As Hell disappears from the landscape of the pulpit, worldliness gets a chokehold on the Church to such a degree that those who come go and go in houses of worship have very little difference in their actions, attitudes, and thinking patterns as the worldlings they view as lost. Perhaps it has to be considered that the greatest mission field in America is not outside the Church but inside the Church. But with the exit of Hell, shame and guilt are removed from the equation in the human heart although both of these emotions are distinctly God-given to us for a reason. When Hell is gone, sin is reduced to self-esteem issues that can be fixed by talking through them or better yet, dismissing it totally. I can only wonder how many people sit on pews that have never been converted but are really self-deceived and think that they are safe and saved.

It has become popular in our society to laugh at and mock those who do proclaim that there will be such a place as Hell. The mockers cast anyone who dares to venture into the subject matter as a “fire and brimstone” preacher. We are so beyond that they contend. We are so educated beyond that they intone. We are so advanced beyond that idea they stutter. But the fact remains that one’s opinion about what God has clearly stipulated in His Word is unchanging regardless of what a man thinks or does about it. This includes the matters of how educated, how financially secure, or how socially acceptable he may be, truth is unchanging.

A few weeks ago, I again found a compelling and pressing need to again preach about Hell. Personally for me it is always a challenge to preach about Hell. The reason is because I do know about the pressures and stresses that are facing people every single day of their lives and a message about Hell is always very heavy and ominous. But the fact remains that if I help people manage their stress, their finances, their marriages but they end up in Hell, of what use was the “spiritual” advice. While the message was loaded with Bible, I want to share with you a couple of the illustrations that I used.

A number of years ago, a pastor was summoned to the bedside of a dying man from his church. When he entered the room, the man extended his hand and with deep emotion said, “I am dying and you never warned me of the state I was in. You did not tell me about the danger that I was going to face. You never told me I was neglecting the salvation of my own soul!”

The pastor, taken aback, said, “Oh no, my brother, I took every reasonable opportunity to talk to you about spiritual matters and the actions of the church and the importance of living for God.”
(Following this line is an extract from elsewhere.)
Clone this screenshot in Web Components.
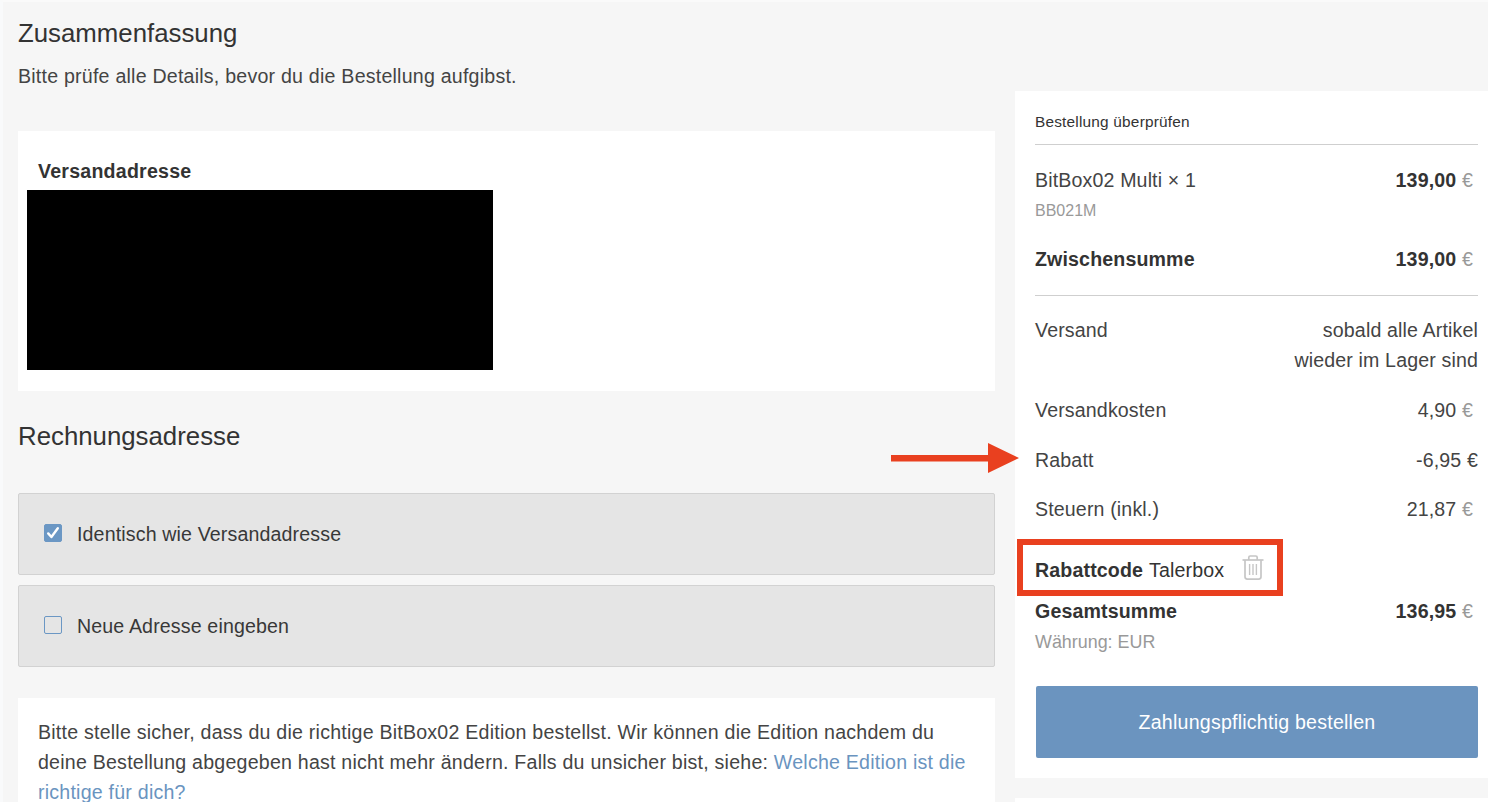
<!DOCTYPE html>
<html lang="de">
<head>
<meta charset="utf-8">
<title>Zusammenfassung</title>
<style>
  html, body { margin: 0; height: 802px; overflow: hidden; }
  body { background: #f6f6f6; font-family: "Liberation Sans", Arial, sans-serif; color: #333; }
  a { color: #6a94bf; text-decoration: none; }
</style>
</head>
<body>
<checkout-page>
  <section-title slot="left" style="--top: 16px; --bottom: 13px;">Zusammenfassung</section-title>
  <plain-text slot="left" style="--bottom: 40px;">Bitte prüfe alle Details, bevor du die Bestellung aufgibst.</plain-text>
  <address-card slot="left">Versandadresse</address-card>
  <section-title slot="left" style="--top: 30px; --bottom: 42px;">Rechnungsadresse</section-title>
  <choice-row slot="left" checked>Identisch wie Versandadresse</choice-row>
  <choice-row slot="left">Neue Adresse eingeben</choice-row>
  <notice-card slot="left">Bitte stelle sicher, dass du die richtige BitBox02 Edition bestellst. Wir können die Edition nachdem du deine Bestellung abgegeben hast nicht mehr ändern. Falls du unsicher bist, siehe: <a href="#">Welche Edition ist die richtige für dich?</a></notice-card>

  <order-card slot="right"></order-card>
</checkout-page>

<script>
const BASE = `*{box-sizing:border-box}`;
const BODY_TEXT = `font-size: 19.6px; letter-spacing: .22px;`;
const ROW_TEXT = `font-size: 19.6px; letter-spacing: .14px;`;

function el(html) {
  const t = document.createElement("template");
  t.innerHTML = html;
  return t;
}

class Base extends HTMLElement {
  constructor() {
    super();
    this.attachShadow({ mode: "open" });
    this.shadowRoot.appendChild(this.constructor.template.content.cloneNode(true));
  }
}

class CheckoutPage extends Base {
  static template = el(`<style>${BASE}
    :host { display: block; position: relative; box-sizing: border-box; height: 802px; overflow: hidden;
      border-left: 3px solid #f9fafb; border-top: 2px solid #fafafa; }
    .wrap { display: grid; grid-template-columns: 977px 1fr; column-gap: 20px; padding-left: 15px; }
    .right { padding-top: 89px; }
    .next { height: 40px; margin-top: 20px; background: #fff; }
  </style>
  <div class="wrap">
    <div class="left"><slot name="left"></slot></div>
    <div class="right"><slot name="right"></slot><div class="next"></div></div>
  </div>`);
}

class SectionTitle extends Base {
  static template = el(`<style>
    :host { display: block; font-size: 25.8px; line-height: 30px; color: #333;
      margin: var(--top, 0) 0 var(--bottom, 0); }
  </style><slot></slot>`);
}

class PlainText extends Base {
  static template = el(`<style>
    :host { display: block; ${BODY_TEXT} line-height: 30px; color: #444;
      margin: 0 0 var(--bottom, 0); }
  </style><slot></slot>`);
}

class AddressCard extends Base {
  static template = el(`<style>${BASE}
    :host { display: block; box-sizing: border-box; background: #fff; height: 260px; padding: 25px 9px 0; }
    .h { font-weight: bold; ${BODY_TEXT} line-height: 30px; color: #333; padding-left: 11px; height: 34px; }
    .black { width: 466px; height: 180px; background: #000; }
  </style>
  <div class="h"><slot></slot></div>
  <div class="black"></div>`);
}

class ChoiceRow extends Base {
  static template = el(`<style>${BASE}
    :host { display: flex; align-items: center; box-sizing: border-box; height: 82px; margin-bottom: 10px;
      background: #e5e5e5; border: 1px solid #d2d2d2; border-radius: 2px;
      padding: 0 0 0 25px; ${ROW_TEXT} color: #383838; }
    .box { width: 18px; height: 18px; margin-top: -2px; border-radius: 2px; border: 1px solid #6b97c4;
      margin-right: 15px; flex: none; display: flex; align-items: center; justify-content: center; }
    :host([checked]) .box { background: #6b97c4; }
    svg { display: none; }
    :host([checked]) svg { display: block; }
  </style>
  <span class="box"><svg width="14" height="14" viewBox="0 0 14 14" fill="none"><path d="M2.2 7.4 5.4 11 11.8 2.2" stroke="#fff" stroke-width="2.4" stroke-linecap="round" stroke-linejoin="round"/></svg></span>
  <span><slot></slot></span>`);
}

class NoticeCard extends Base {
  static template = el(`<style>${BASE}
    :host { display: block; background: #fff; margin-top: 31px; padding: 19px 20px 10px;
      ${BODY_TEXT} line-height: 30px; color: #444; }
  </style><slot></slot>`);
}

class OrderRow extends Base {
  static template = el(`<style>${BASE}
    :host { display: flex; justify-content: space-between; align-items: flex-start;
      ${ROW_TEXT} line-height: 30px; color: #444; height: var(--h, 30px); }
    :host([strong]) { font-weight: bold; color: #333; }
    .val { text-align: right; }
  </style>
  <span><slot></slot></span><span class="val"><slot name="val"></slot></span>`);
}

class PriceTag extends Base {
  static template = el(`<style>
    :host { display: inline-block; padding-right: 5px; font-weight: bold; color: #333; }
    :host([plain]) { font-weight: normal; color: #444; }
    .c { color: #999; font-weight: normal; }
  </style><slot></slot> <span class="c">€</span>`);
}

class TrashIcon extends Base {
  static template = el(`<style>:host { display: inline-flex; }</style>
  <svg width="22" height="25" viewBox="0 0 22 25" fill="none" stroke="#c6c6c6" stroke-width="1.7">
    <path d="M.5 5h21"/>
    <path d="M6.8 5V2.4c0-.8.6-1.4 1.4-1.4h5.6c.8 0 1.4.6 1.4 1.4V5"/>
    <path d="M3 5v16.8c0 1.3 1 2.3 2.3 2.3h11.4c1.3 0 2.3-1 2.3-2.3V5"/>
    <path d="M7.6 9v11M11 9v11M14.4 9v11" stroke-width="1.4"/>
  </svg>`);
}

class OrderCard extends Base {
  static template = el(`<style>${BASE}
    :host { display: block; box-sizing: border-box; background: #fff; height: 687px; padding: 0 10px 0 20px; position: relative; }
    .title { font-size: 15.4px; letter-spacing: .2px; line-height: 20px; padding-top: 21px; height: 54px; color: #333;
      border-bottom: 1px solid #cfcfcf; }
    .sku { font-size: 16px; line-height: 20px; color: #999; height: 48px; padding-top: 5px; }
    .cur { font-size: 17.9px; line-height: 20px; color: #999; height: 60px; padding-top: 6px; }
    hr { border: 0; border-top: 1px solid #cfcfcf; margin: 0; }
    .code { display: flex; align-items: center; ${ROW_TEXT} height: 30px; color: #333; }
    .code b { margin-right: 6px; }
    .code trash-icon { margin-left: 18px; margin-bottom: 5px; }
    button { display: block; width: 442px; height: 72px; margin: 0 0 0 1px; border: 0; border-radius: 2px;
      background: #6b94bf; color: #fff; font-family: "Liberation Sans", Arial, sans-serif; ${BODY_TEXT} padding: 0; }
  </style>
  <div class="title">Bestellung überprüfen</div>
  <order-row style="--h: 31px; margin-top: 20px;">BitBox02 Multi × 1<price-tag slot="val">139,00</price-tag></order-row>
  <div class="sku">BB021M</div>
  <order-row strong style="--h: 51px;">Zwischensumme<price-tag slot="val">139,00</price-tag></order-row>
  <hr>
  <order-row style="--h: 80px; margin-top: 19px;">Versand<span slot="val">sobald alle Artikel<br>wieder im Lager sind</span></order-row>
  <order-row style="--h: 50px;">Versandkosten<price-tag plain slot="val">4,90</price-tag></order-row>
  <order-row style="--h: 49px;">Rabatt<span slot="val">-6,95 €</span></order-row>
  <order-row style="--h: 61px;">Steuern (inkl.)<price-tag plain slot="val">21,87</price-tag></order-row>
  <div class="code"><b>Rabattcode</b> Talerbox<trash-icon></trash-icon></div>
  <order-row strong style="--h: 30px; margin-top: 11px;">Gesamtsumme<price-tag slot="val">136,95</price-tag></order-row>
  <div class="cur">Währung: EUR</div>
  <button>Zahlungspflichtig bestellen</button>
  <red-arrow></red-arrow>
  <red-frame></red-frame>`);
}

class RedArrow extends Base {
  static template = el(`<style>
    :host { position: absolute; left: -124px; top: 351px; width: 140px; height: 32px; display: block; }
  </style>
  <svg width="140" height="32" viewBox="0 0 140 32"><path d="M0 13h97V1l31 15-31 15V19.5H0z" fill="#e9401f"/></svg>`);
}

class RedFrame extends Base {
  static template = el(`<style>
    :host { position: absolute; left: 2px; top: 448px; width: 266px; height: 57px; display: block;
      border: 6px solid #e9401f; box-sizing: border-box; }
  </style>`);
}

customElements.define("checkout-page", CheckoutPage);
customElements.define("section-title", SectionTitle);
customElements.define("plain-text", PlainText);
customElements.define("address-card", AddressCard);
customElements.define("choice-row", ChoiceRow);
customElements.define("notice-card", NoticeCard);
customElements.define("order-row", OrderRow);
customElements.define("price-tag", PriceTag);
customElements.define("trash-icon", TrashIcon);
customElements.define("order-card", OrderCard);
customElements.define("red-arrow", RedArrow);
customElements.define("red-frame", RedFrame);
</script>
</body>
</html>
The man replied back, “Yes that is true. You did do those things. But that was not enough. You never came close to me and closed the door and took me by the collar of my coat and told me I was unconverted and that if I died in this state I would be lost. And now I am dying and I will be lost forever because you were too soft in your approach.”

It is told that this had such a huge effect on that pastor that from then on he went about his task with an urgency and fear for the souls of man.

I am aware that the majority of readers of this blog are ministers, so my question to you is this: When was the last time you preached a message on Hell? When was the last time that you preached a message on Hell and you were so moved by it that tears marked your words? Can you pay the price to become a man who preaches with conviction?

I concluded with a story told to me by one of the men who attends our church. Hoyd Sanders is a retired USAF fire chief who for forty years worked as a fire-fighter literally all over the world.

Several months ago, Brother Sanders started talking to me about some of his experiences with fires that he had been involved in putting out. He told me about a time in January, 1965 when he tried to help a lieutenant get out of a fire.

A fire broke out in a large building and the Air Force firemen showed up to put it out. When they got there, a portion of the building on one end was engulfed with fire. They soon discovered that there was a lieutenant in the building but his escape had been blocked by the fire. So he turned around and started running toward the end of the building where the fire had not progressed to find another exit. The bad part was that there weren’t any alternative exits. By the time the lieutenant discovered this, the fire had caught up with him. He ran to a window and about that time Brother Sanders saw him running toward the window and decided he would go and try to break it so the guy could escape. The only problem was that there bars covering the window and he could not rip them away from the window casing. Furthermore when he reached up to grab the bars on the window they were so hot he could not hold on to them.

This man was on the other side of the window and Brother Sanders said he could see the fire racing up behind the man but he could not escape nor could he be rescued. Brother Sanders told me that in just seconds he could see the man’s ears literally melting off the sides of his head. He could hear his screams pouring out of his mouth. But the part that still haunts him to this day and he told me that rarely does a week go by that he does not see that man’s eyes. . . . those horrible, terror, pain-filled eyes pleading with him to get him out of that fire. . . . .


Jude. . . said it like this. . . . others save with fear, pulling them out of the fire.

Pastor, preacher, evangelist. . . You have a job to do this weekend when you get into that pulpit! Are you going to manage the stress, massage the egos, or pull them out of the fire????

Comments

Julie Trawick said…
Wow what an eye opener. I have never heard hell talked about this way. The story from Bro. Sanders makes it such a reality of truth. If others read this blog and do not have a good shaking up in their souls then they need to re-read this with full attention,and with an open heart and mind. I do pray for others souls and pray that God will continue to burden my heart for souls that are lost and dying to end up in an eternal hell.I thank you for this word of truth and inspriration, In Jesus name, Amen.
Anonymous said…
Most times that i have heard someone speak of hell it has been in a mocking and ungodly way. Thank you for preaching of a real flame to a fire that some think is not real.It makes me see people in a different light..light from a flame..for those that need the truth.